Moreover, two indicators are built based on our TLs model: the average conversion rate and the marginal conversion rate. By defining the average conversion rate, a measure of product competitiveness is put forward for fashion managers. As for the marginal conversion rate, it is an auxiliary index for deciding on a suitable inventory decision. By setting the acceptable rate based on factors such as inventory cost, sales profit and production scale, the TLs-decision formula provides managers with the recommended inventory level.

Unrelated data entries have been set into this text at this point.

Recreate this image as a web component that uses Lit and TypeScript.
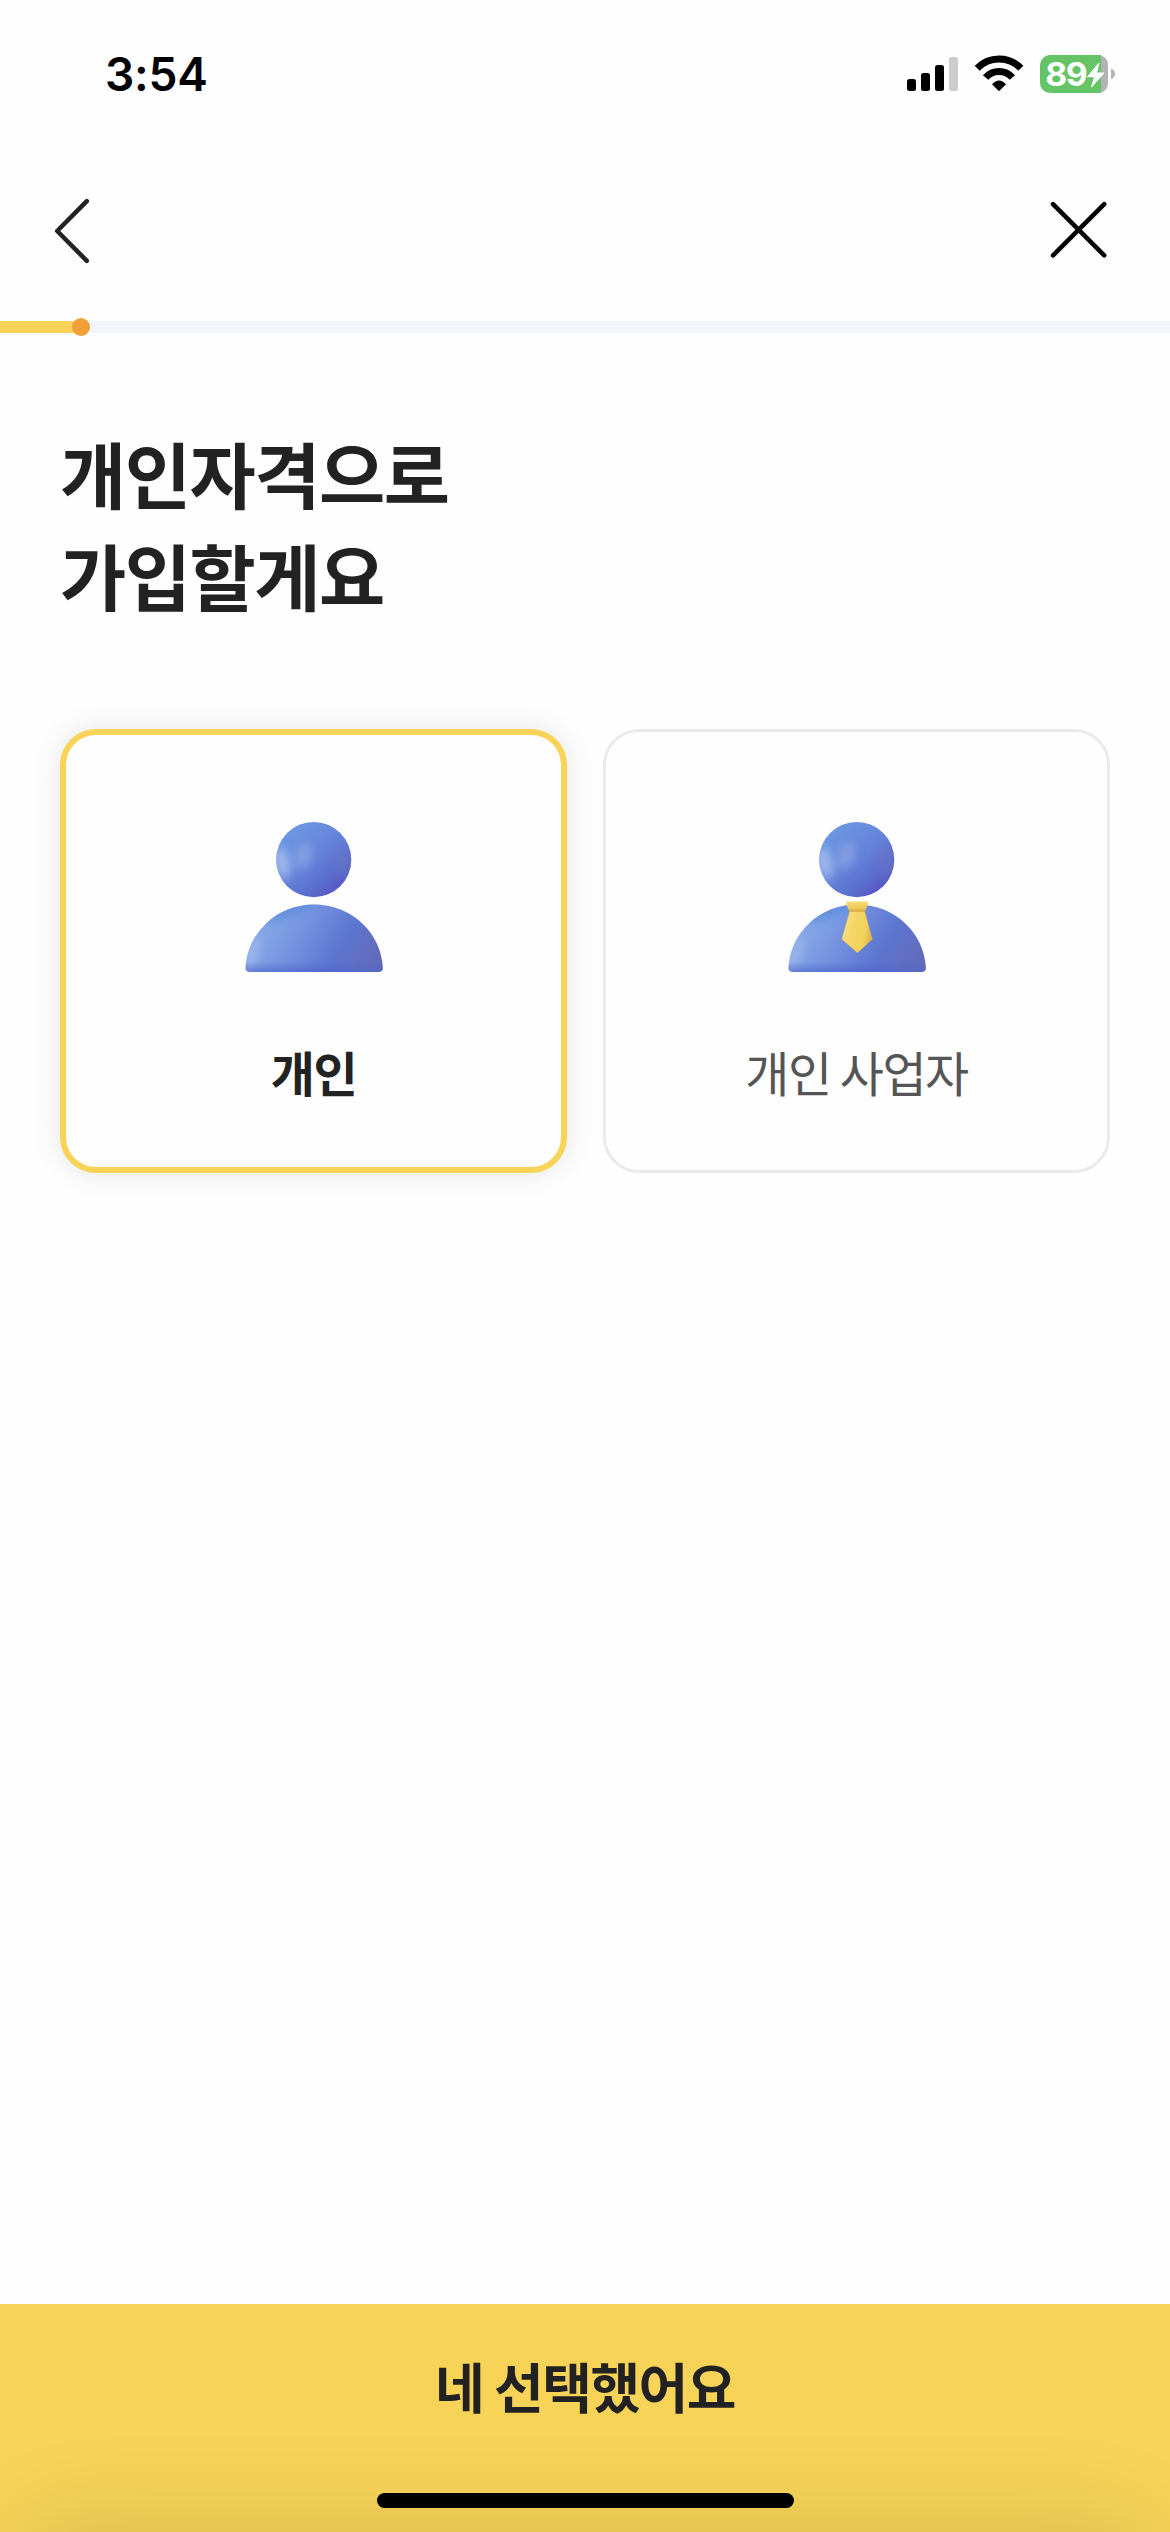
import { LitElement, html, css, svg, nothing } from "lit";
import { customElement, property, state } from "lit/decorators.js";
import { classMap } from "lit/directives/class-map.js";

@customElement("status-bar")
class StatusBar extends LitElement {
  static styles = css`
    :host {
      display: flex;
      justify-content: space-between;
      align-items: flex-start;
      height: 150px;
      padding: 44px 50px 0 105px;
      box-sizing: border-box;
    }
    .time {
      font: 600 46px/60px Inter, "Liberation Sans", sans-serif;
      letter-spacing: -0.2px;
      color: #000;
    }
    .icons {
      display: block;
      margin-top: 6px;
    }
    .level {
      font: 700 33px Inter, "Liberation Sans", sans-serif;
      fill: #fff;
    }
  `;

  render() {
    return html`
      <div class="time">3:54</div>
      <svg class="icons" width="215" height="50" viewBox="905 50 215 50">
        <rect x="907" y="79" width="9" height="12" rx="2.5" />
        <rect x="921" y="73" width="9" height="18" rx="2.5" />
        <rect x="935" y="65" width="9" height="26" rx="2.5" />
        <rect x="949" y="57" width="9" height="34" rx="2.5" fill="#ccc" />
        <g fill="none" stroke="#000" stroke-width="7">
          <path d="M977.2 68.2A30.3 30.3 0 0 1 1020.8 68.2" />
          <path d="M985.6 77.6A17.6 17.6 0 0 1 1012.4 77.6" />
        </g>
        <path d="M992 84.2Q999 76.6 1006 84.2L999.8 90.6Q999 91.4 998.2 90.6Z" />
        <path d="M1050 55H1101V93H1050A10 10 0 0 1 1040 83V65A10 10 0 0 1 1050 55Z" fill="#65c466" />
        <path d="M1101 55.4Q1108 57.5 1108 65V83Q1108 90.5 1101 92.6Z" fill="#b3b3b3" />
        <path d="M1111 68.6Q1115 70.5 1115 74T1111 79.400Z" fill="#b3b3b3" />
        <text class="level" x="1045.2" y="86" textLength="41" lengthAdjust="spacingAndGlyphs">89</text>
        <path d="M1099 63L1087.5 76.7H1094.5L1091.5 87L1104 73H1096.5Z" fill="#fff" stroke="#fff" stroke-width="1" stroke-linejoin="round" />
      </svg>
    `;
  }
}

@customElement("person-icon")
class PersonIcon extends LitElement {
  @property({ type: Boolean }) tie = false;

  static styles = css`
    :host {
      display: block;
      width: 150px;
      height: 150px;
    }
    svg {
      display: block;
    }
  `;

  render() {
    return html`
      <svg width="150" height="150" viewBox="0 0 150 150">
        <defs>
          <linearGradient id="head" x1="0.15" y1="0.15" x2="0.8" y2="0.9">
            <stop offset="0" stop-color="#6c97e2" />
            <stop offset="0.5" stop-color="#6481d9" />
            <stop offset="0.8" stop-color="#5b6dce" />
            <stop offset="1" stop-color="#5755c3" />
          </linearGradient>
          <linearGradient id="body" x1="0" y1="0.35" x2="1" y2="0.65">
            <stop offset="0" stop-color="#8fb0ea" />
            <stop offset="0.25" stop-color="#7e9fe3" />
            <stop offset="0.45" stop-color="#718dde" />
            <stop offset="0.7" stop-color="#5d76d0" />
            <stop offset="1" stop-color="#636bbb" />
          </linearGradient>
          <linearGradient id="base" x1="0" y1="0" x2="0" y2="1">
            <stop offset="0.85" stop-color="#4a67cc" stop-opacity="0" />
            <stop offset="1" stop-color="#4a62cc" stop-opacity="0.6" />
          </linearGradient>
          <linearGradient id="gold" x1="0" y1="0.3" x2="1" y2="0.6">
            <stop offset="0" stop-color="#fae193" />
            <stop offset="0.35" stop-color="#f5d666" />
            <stop offset="0.75" stop-color="#f3d25c" />
            <stop offset="1" stop-color="#d9b04c" />
          </linearGradient>
          <linearGradient id="knot" x1="0" y1="0" x2="0" y2="1">
            <stop offset="0" stop-color="#f9da76" />
            <stop offset="0.6" stop-color="#f0cb5a" />
            <stop offset="1" stop-color="#d3a842" />
          </linearGradient>
          <filter id="soft" x="-150%" y="-150%" width="400%" height="400%">
            <feGaussianBlur stdDeviation="5" />
          </filter>
          <clipPath id="headClip"><circle cx="74.7" cy="37.6" r="37.6" /></clipPath>
          <clipPath id="bodyClip">
            <path d="M6.5 146A68.7 66 0 0 1 143.8 146Q143.8 150 139 150H11.5Q6.5 150 6.5 146Z" />
          </clipPath>
        </defs>
        <g clip-path="url(#headClip)">
          <rect x="36" width="78" height="76" fill="url(#head)" />
          <ellipse cx="43" cy="41" rx="8" ry="16" fill="#b0c6f1" opacity="0.75" filter="url(#soft)" transform="rotate(-12 43 41)" />
          <ellipse cx="64" cy="34" rx="9" ry="14" fill="#94abe7" opacity="0.6" filter="url(#soft)" transform="rotate(20 64 34)" />
          <ellipse cx="104" cy="41" rx="7" ry="15" fill="#6c77c2" opacity="0.6" filter="url(#soft)" />
        </g>
        <g clip-path="url(#bodyClip)">
          <rect x="5" y="79" width="140" height="71" fill="url(#body)" />
          <ellipse cx="54" cy="84" rx="34" ry="9" fill="#5889dd" opacity="0.75" filter="url(#soft)" transform="rotate(-22 54 84)" />
          <ellipse cx="12" cy="134" rx="7" ry="20" fill="#adc3ef" opacity="0.5" filter="url(#soft)" transform="rotate(20 12 134)" />
          <rect x="5" y="79" width="140" height="71" fill="url(#base)" />
        </g>
        ${this.tie
          ? svg`
            <path d="M67.8 89H82.5L90.2 117.3L75.5 130.7L59.8 117.3Z" fill="url(#gold)" stroke="#dfb955" stroke-width="0.5" stroke-linejoin="round" />
            <path d="M64.2 79.5H86Q86 84 82.8 89.8H67.6Q64.2 84 64.2 79.5Z" fill="url(#knot)" />`
          : nothing}
      </svg>
    `;
  }
}

interface Option {
  label: string;
  tie: boolean;
}

@customElement("app-root")
class AppRoot extends LitElement {
  @state() private selected = 0;

  private options: Option[] = [
    { label: "개인", tie: false },
    { label: "개인 사업자", tie: true },
  ];

  static styles = css`
    :host {
      display: flex;
      flex-direction: column;
      width: 1170px;
      height: 2532px;
      overflow: hidden;
      background: #fefefe;
      color: #222;
      font-family: "Noto Sans CJK KR", sans-serif;
      letter-spacing: -1.5px;
    }
    button {
      font: inherit;
      letter-spacing: inherit;
      color: inherit;
      margin: 0;
      padding: 0;
      border: 0;
      background: none;
    }
    svg {
      display: block;
    }
    .nav {
      display: flex;
      justify-content: space-between;
      align-items: center;
      height: 171px;
      box-sizing: border-box;
      padding: 0 60px 9px 51px;
    }
    .nav path {
      fill: none;
      stroke-width: 4.5px;
      stroke-linecap: round;
      stroke-linejoin: round;
    }
    .back {
      stroke: #222;
    }
    .close {
      stroke: #000;
    }
    .progress {
      display: flex;
      align-items: center;
      height: 12px;
      background: #f4f5fa;
    }
    .bar {
      width: 81px;
      height: 12px;
      background: #f7d358;
    }
    .dot {
      flex: none;
      width: 18px;
      height: 18px;
      margin-left: -9px;
      border-radius: 50%;
      background: #f19f38;
    }
    .main {
      flex: 1;
      padding: 88px 60px 0;
    }
    h1 {
      margin: 0;
      font-size: 72px;
      line-height: 102px;
      font-weight: 700;
    }
    .cards {
      display: grid;
      grid-template-columns: 1fr 1fr;
      gap: 36px;
      margin-top: 104px;
    }
    .card {
      display: flex;
      flex-direction: column;
      align-items: center;
      gap: 63px;
      height: 444px;
      box-sizing: border-box;
      padding-top: 90px;
      border: 3px solid #e9eaeb;
      border-radius: 36px;
      background: #fefefe;
      color: #555;
      font-size: 48px;
      line-height: 72px;
    }
    .card.on {
      padding-top: 87px;
      border: 6px solid #f7d358;
      color: #222;
      font-weight: 700;
      box-shadow: 0 0 30px rgba(0, 0, 0, 0.1);
    }
    .footer {
      position: relative;
      display: flex;
      flex-direction: column;
      align-items: center;
      justify-content: space-between;
      height: 228px;
      box-sizing: border-box;
      padding: 42px 0 24px;
      overflow: hidden;
      background: #f7d358;
    }
    .shade {
      position: absolute;
      left: 30px;
      right: 30px;
      top: 100%;
      height: 200px;
      box-shadow: 0 0 105px rgba(0, 0, 0, 0.135);
    }
    .submit {
      font-size: 54px;
      line-height: 80px;
      font-weight: 700;
    }
    .home {
      width: 417px;
      height: 15px;
      border-radius: 8px;
      background: #000;
      z-index: 1;
    }
  `;

  render() {
    return html`
      <status-bar></status-bar>
      <div class="nav">
        <button aria-label="뒤로">
          <svg width="42" height="72" viewBox="51 195 42 72">
            <path class="back" d="M86.8 201.2L57.2 231L86.8 260.8" />
          </svg>
        </button>
        <button aria-label="닫기">
          <svg width="63" height="63" viewBox="1047 199.5 63 63">
            <path class="close" d="M1053 203.7L1104.2 254.9M1104.2 203.7L1053 254.9" />
          </svg>
        </button>
      </div>
      <div class="progress">
        <div class="bar"></div>
        <div class="dot"></div>
      </div>
      <div class="main">
        <h1>개인자격으로<br />가입할게요</h1>
        <div class="cards">
          ${this.options.map(
            (o, i) => html`
              <button
                class=${classMap({ card: true, on: i === this.selected })}
                @click=${() => (this.selected = i)}
              >
                <person-icon ?tie=${o.tie}></person-icon>
                <span>${o.label}</span>
              </button>
            `,
          )}
        </div>
      </div>
      <div class="footer">
        <div class="shade"></div>
        <button class="submit">네 선택했어요</button>
        <div class="home"></div>
      </div>
    `;
  }
}
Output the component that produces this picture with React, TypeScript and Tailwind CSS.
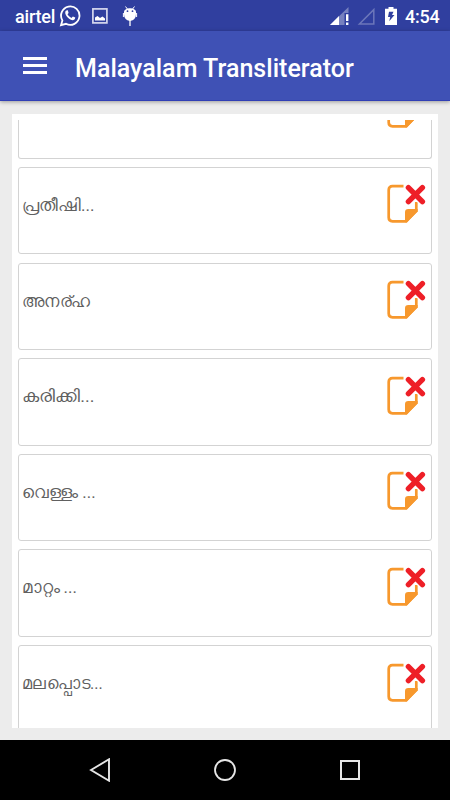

Nevertheless, the proposed TLs model shows limitations. The TLs model forecasts the total sales of all stores, which does not consider the forecasting problem of sales in each brick-and-mortar store and periodical sales. Here, a top-down approach could be applied for further research. Moreover, the TLs model could consider alternatives for techniques in each step of the proposed algorithm to achieve better performance. A possible improvement for further work is to find an alternative method to replace the linear regression used in the first layer. Moreover, more effort could be put into extending the TLs model with more realistic constraints and mining deep informationaboutf products, such as the impact of feature crosses on sales.